Высшее тюремное начальство редко нас навещало. За три месяца, проведенных мною в тюрьме, только один раз обходил камеры начальник тюрьмы со стереотипным вопросом: «Не имеется ли претензий?» Редко появлялся и старший надзиратель. Старших надзирателей на каждый корпус тюрьмы было по одному, а нашим непосредственным начальством были два младших надзирателя. Их было по два на каждый тюремный коридор и дежурили они сутки посменно. Это были преимущественно гвардейские унтер-офицеры, хорошо дисциплинированные. Из моих двух надзирателей один был суровый служака. Точно исполнял предписания начальства и никогда не вступал со мной в разговоры. Проходя по коридору, он часто заглядывал в дверные «глазки», снаружи прикрытые дощечкой, и, если заставал арестанта за перестукиванием, делал замечания, а в повторных случаях отправлял в карцер. В дни его дежурств арестанты перестукивались меньше. Другой, по фамилии Лазукин, был совсем в другом роде. Был к арестантам внимателен и потихоньку от начальства делал им разные послабления. А к депутатам первой Думы он относился с особенным уважением.

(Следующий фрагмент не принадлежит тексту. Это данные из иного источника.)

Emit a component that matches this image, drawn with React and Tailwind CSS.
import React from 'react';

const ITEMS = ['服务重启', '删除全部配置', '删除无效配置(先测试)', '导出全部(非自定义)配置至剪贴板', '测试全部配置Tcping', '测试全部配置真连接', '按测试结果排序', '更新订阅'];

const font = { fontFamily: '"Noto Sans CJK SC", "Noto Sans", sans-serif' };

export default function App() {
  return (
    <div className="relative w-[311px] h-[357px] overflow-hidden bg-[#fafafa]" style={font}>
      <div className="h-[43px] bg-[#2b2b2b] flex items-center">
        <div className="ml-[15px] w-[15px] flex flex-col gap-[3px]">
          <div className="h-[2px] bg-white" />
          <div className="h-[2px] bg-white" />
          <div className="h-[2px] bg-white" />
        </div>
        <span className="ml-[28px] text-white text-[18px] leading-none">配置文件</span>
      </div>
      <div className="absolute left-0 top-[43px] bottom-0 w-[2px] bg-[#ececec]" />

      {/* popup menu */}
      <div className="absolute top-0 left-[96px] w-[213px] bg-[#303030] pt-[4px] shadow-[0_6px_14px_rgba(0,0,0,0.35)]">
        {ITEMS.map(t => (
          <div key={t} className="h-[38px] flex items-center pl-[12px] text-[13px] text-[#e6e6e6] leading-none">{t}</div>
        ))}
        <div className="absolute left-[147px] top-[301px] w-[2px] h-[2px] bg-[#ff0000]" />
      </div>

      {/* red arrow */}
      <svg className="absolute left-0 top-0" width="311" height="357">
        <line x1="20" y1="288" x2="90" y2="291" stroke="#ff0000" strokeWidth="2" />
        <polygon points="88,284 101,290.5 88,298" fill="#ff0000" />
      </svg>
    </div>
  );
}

Надзиратели обязаны были минут за пять до звонка, вызывавшего нас на прогулку, обойти все камеры для того, чтобы арестанты заранее оделись. Они шли по коридору, стуча ключами в дверь каждой камеры, и приговаривали: «Гулять, гулять, гулять». Но Лазукин при этом умел каждый раз оттенять свое ко мне уважение. «Гулять, гулять, гулять», — издали доносился до меня его голос. А подойдя к моей камере, он, с видом швейцара из хорошей гостиницы, быстро отворял дверь и, распахнув ее настежь, торжественно произносил: «Ваше сиятельство, пожалуйте на прогулку».

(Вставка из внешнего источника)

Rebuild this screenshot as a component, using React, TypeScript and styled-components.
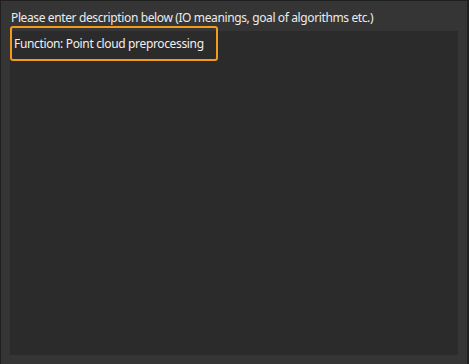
import React from "react";
import styled, { createGlobalStyle } from "styled-components";

const GlobalStyle = createGlobalStyle`
  html, body {
    margin: 0;
    padding: 0;
    background: #1e1e1e;
  }
  #root {
    width: 469px;
    height: 364px;
  }
`;

const Panel = styled.div`
  position: relative;
  box-sizing: border-box;
  width: 469px;
  height: 364px;
  background: #353535;
  border-top: 1px solid #1f1f1f;
  border-left: 1px solid #1f1f1f;
  border-right: 2px solid #1f1f1f;
  padding: 0 9px 9px 9px;
  display: flex;
  flex-direction: column;
  font-family: "Noto Sans", "Open Sans", sans-serif;
`;

const Label = styled.div`
  height: 30px;
  box-sizing: border-box;
  padding: 9px 0 0 1px;
  font-size: 12px;
  line-height: 16px;
  letter-spacing: -0.38px;
  color: #ececec;
  white-space: nowrap;
`;

const Editor = styled.div`
  flex: 1;
  background: #2b2b2b;
`;

const Highlight = styled.div`
  position: absolute;
  left: 9px;
  top: 25px;
  width: 202px;
  height: 31px;
  border: 2px solid #f29b1d;
  border-radius: 3px;
  display: flex;
  align-items: center;
  padding-left: 2px;
  font-size: 12px;
  letter-spacing: -0.35px;
  color: #f0f0f0;
  white-space: nowrap;
`;

const App: React.FC = () => {
  return (
    <>
      <GlobalStyle />
      <Panel>
        <Label>Please enter description below (IO meanings, goal of algorithms etc.)</Label>
        <Editor />
        <Highlight>Function: Point cloud preprocessing</Highlight>
      </Panel>
    </>
  );
};

export default App;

Ежедневно старший надзиратель уходил из тюрьмы в 4 часа дня и возвращался в 7 часов вечера. Вероятно, ходил с докладами по начальству. Этим пользовался в свое дежурство мой милейший Лазукин для того, чтобы оказать мне трогательное внимание. В 4 часа я слышал его приближающиеся шаги, затем дверь моей камеры отворялась и появлялся Лазукин с добродушной улыбкой на усатом лице. «Отдохните, ваше сиятельство, утомились, чай, на табуретке сидючи». И он отмыкал мою кровать от стены, а затем, став в дверях так, чтобы одним глазом следить, не появится ли невзначай в коридоре старший, вступал со мной в беседу:
— Эх, ваше сиятельство, разве же мы не понимаем, что вы за нашего брата страдаете… Вот, скажем, третья Дума, на что она нам нужна? Господская Дума! То ли дело ваша первая Дума была… Уж как мы на нее радовались, как ждали, что через нее землю получим.
И Лазукин из усатого унтер-офицера и тюремного начальства превращался в калужского мужика. Рассказывал о своей деревне, о своей семье, о том, как трудно им живется на маленьком крестьянском наделе.
— Разве я служил бы здесь, в этой проклятой тюрьме, если бы земельки у меня побольше было. Домик бы построил, хозяйство бы завел…
И о чем бы мы с ним ни разговаривали, он все возвращался к своим мечтаниям о деревенской жизни.
Должен сказать, что от трехмесячного тюремного сидения у меня остались неплохие воспоминания. Прежде всего, у меня не было тревоги от неизвестности своей дальнейшей судьбы. Я знал, что должен отсидеть ровно три месяца, а затем буду свободен. Я представлял себе, что совершаю в каюте парохода кругосветное плавание. Разграфил бумажку на 90 клеток, на которых были написаны стоянки моего парохода — Коломбо, Сингапур, Шанхай и т. д. И очень было приятно смотреть на эту бумажку со все сокращающимися белыми клетками. Все время у меня было правильно распределено, а потому шло незаметно. Утром в половине седьмого вставал, открывал форточку и ходил взад и вперед по камере. Приятно было дышать утренним морозным воздухом, тем более, что в это время по всей тюрьме распространялось зловоние от выносившихся из камер параш. В 7 часов уголовных арестантов собирали на молитву. Раздавалось стройное пение «Спаси Господи люди твоя», мотив которого до сих пор ассоциируется в моем ощущении с приятным дуновением морозного воздуха в открытую форточку. В половине восьмого появлялся надзиратель в сопровождении прислуживавшего мне вора. Кровать примыкалась к стене, а на стол ставился чайник с кипятком. Во время чаепития тихо становилось в тюрьме. И вдруг тишина нарушалась зычным голосом надзирателя: «Выходяшша, пошел»! А затем в коридоре раздавался торопливый топот сапог. Это отбывшие свой срок арестанты покидали тюрьму. Я не мог видеть этих ежедневно проходивших мимо моей камеры людей, но их шаги звучали бодро и радостно, и мне казалось, что лица у них веселые и улыбающиеся.